### [What you should do]
Transcribe the whole listing below without changing a word, but leave out every image.

### [Supplied information]
───

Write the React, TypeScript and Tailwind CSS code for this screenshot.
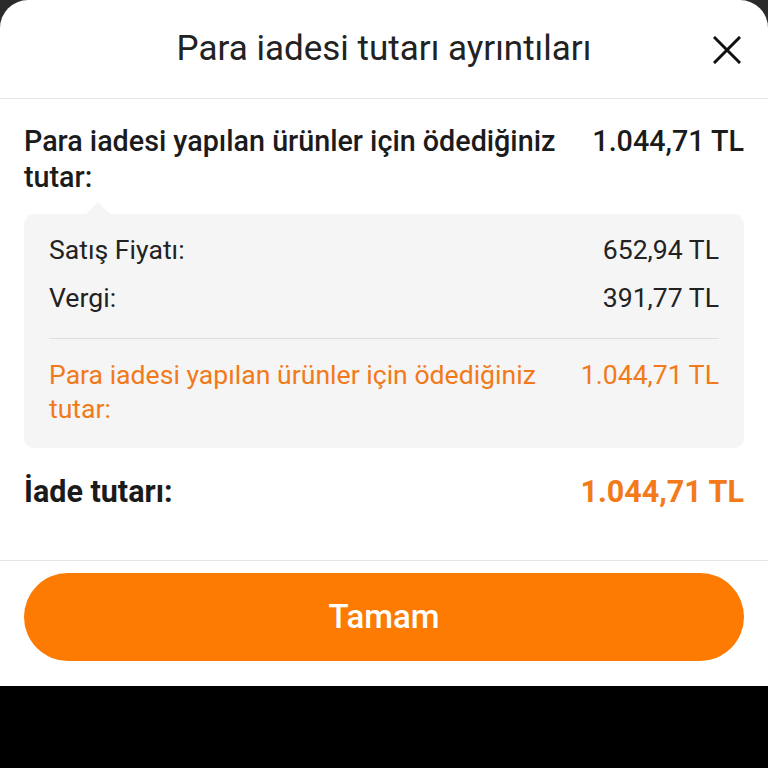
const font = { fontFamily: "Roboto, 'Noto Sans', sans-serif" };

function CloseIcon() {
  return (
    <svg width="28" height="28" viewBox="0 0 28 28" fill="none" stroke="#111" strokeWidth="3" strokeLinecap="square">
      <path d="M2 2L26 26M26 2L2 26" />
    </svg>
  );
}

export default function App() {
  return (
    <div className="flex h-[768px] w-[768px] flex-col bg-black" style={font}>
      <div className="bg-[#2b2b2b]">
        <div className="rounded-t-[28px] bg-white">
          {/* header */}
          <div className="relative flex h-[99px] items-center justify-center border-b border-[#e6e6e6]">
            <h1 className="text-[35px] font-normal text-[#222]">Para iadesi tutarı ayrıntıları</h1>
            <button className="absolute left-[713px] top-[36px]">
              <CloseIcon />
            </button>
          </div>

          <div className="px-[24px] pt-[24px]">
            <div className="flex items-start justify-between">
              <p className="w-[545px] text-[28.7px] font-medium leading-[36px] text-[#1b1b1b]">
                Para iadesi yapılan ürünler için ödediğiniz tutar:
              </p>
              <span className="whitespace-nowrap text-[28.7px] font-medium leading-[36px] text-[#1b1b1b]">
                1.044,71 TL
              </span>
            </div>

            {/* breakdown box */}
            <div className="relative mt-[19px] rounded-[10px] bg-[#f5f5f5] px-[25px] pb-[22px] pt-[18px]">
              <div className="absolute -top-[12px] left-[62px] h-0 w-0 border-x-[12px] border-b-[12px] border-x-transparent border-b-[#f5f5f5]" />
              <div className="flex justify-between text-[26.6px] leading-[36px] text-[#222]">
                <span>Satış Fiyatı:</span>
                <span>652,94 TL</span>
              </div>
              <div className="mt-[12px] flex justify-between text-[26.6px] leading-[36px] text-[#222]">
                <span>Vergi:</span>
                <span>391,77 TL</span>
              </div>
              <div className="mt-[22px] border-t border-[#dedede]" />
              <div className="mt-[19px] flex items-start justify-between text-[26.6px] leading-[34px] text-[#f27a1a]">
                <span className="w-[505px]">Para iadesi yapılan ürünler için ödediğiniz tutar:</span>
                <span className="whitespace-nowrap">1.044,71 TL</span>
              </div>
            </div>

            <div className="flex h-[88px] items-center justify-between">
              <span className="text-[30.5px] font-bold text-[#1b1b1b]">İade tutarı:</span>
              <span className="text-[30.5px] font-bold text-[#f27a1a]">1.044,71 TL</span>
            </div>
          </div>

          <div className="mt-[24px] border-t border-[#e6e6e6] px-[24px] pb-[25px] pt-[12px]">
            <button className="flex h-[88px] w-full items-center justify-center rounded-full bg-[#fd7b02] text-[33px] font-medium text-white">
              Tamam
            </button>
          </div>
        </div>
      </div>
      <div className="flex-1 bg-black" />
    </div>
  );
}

───

### [Task result]
Write the React, TypeScript and Tailwind CSS code for this screenshot.
const font = { fontFamily: "Roboto, 'Noto Sans', sans-serif" };

function CloseIcon() {
  return (
    <svg width="28" height="28" viewBox="0 0 28 28" fill="none" stroke="#111" strokeWidth="3" strokeLinecap="square">
      <path d="M2 2L26 26M26 2L2 26" />
    </svg>
  );
}

export default function App() {
  return (
    <div className="flex h-[768px] w-[768px] flex-col bg-black" style={font}>
      <div className="bg-[#2b2b2b]">
        <div className="rounded-t-[28px] bg-white">
          {/* header */}
          <div className="relative flex h-[99px] items-center justify-center border-b border-[#e6e6e6]">
            <h1 className="text-[35px] font-normal text-[#222]">Para iadesi tutarı ayrıntıları</h1>
            <button className="absolute left-[713px] top-[36px]">
              <CloseIcon />
            </button>
          </div>

          <div className="px-[24px] pt-[24px]">
            <div className="flex items-start justify-between">
              <p className="w-[545px] text-[28.7px] font-medium leading-[36px] text-[#1b1b1b]">
                Para iadesi yapılan ürünler için ödediğiniz tutar:
              </p>
              <span className="whitespace-nowrap text-[28.7px] font-medium leading-[36px] text-[#1b1b1b]">
                1.044,71 TL
              </span>
            </div>

            {/* breakdown box */}
            <div className="relative mt-[19px] rounded-[10px] bg-[#f5f5f5] px-[25px] pb-[22px] pt-[18px]">
              <div className="absolute -top-[12px] left-[62px] h-0 w-0 border-x-[12px] border-b-[12px] border-x-transparent border-b-[#f5f5f5]" />
              <div className="flex justify-between text-[26.6px] leading-[36px] text-[#222]">
                <span>Satış Fiyatı:</span>
                <span>652,94 TL</span>
              </div>
              <div className="mt-[12px] flex justify-between text-[26.6px] leading-[36px] text-[#222]">
                <span>Vergi:</span>
                <span>391,77 TL</span>
              </div>
              <div className="mt-[22px] border-t border-[#dedede]" />
              <div className="mt-[19px] flex items-start justify-between text-[26.6px] leading-[34px] text-[#f27a1a]">
                <span className="w-[505px]">Para iadesi yapılan ürünler için ödediğiniz tutar:</span>
                <span className="whitespace-nowrap">1.044,71 TL</span>
              </div>
            </div>

            <div className="flex h-[88px] items-center justify-between">
              <span className="text-[30.5px] font-bold text-[#1b1b1b]">İade tutarı:</span>
              <span className="text-[30.5px] font-bold text-[#f27a1a]">1.044,71 TL</span>
            </div>
          </div>

          <div className="mt-[24px] border-t border-[#e6e6e6] px-[24px] pb-[25px] pt-[12px]">
            <button className="flex h-[88px] w-full items-center justify-center rounded-full bg-[#fd7b02] text-[33px] font-medium text-white">
              Tamam
            </button>
          </div>
        </div>
      </div>
      <div className="flex-1 bg-black" />
    </div>
  );
}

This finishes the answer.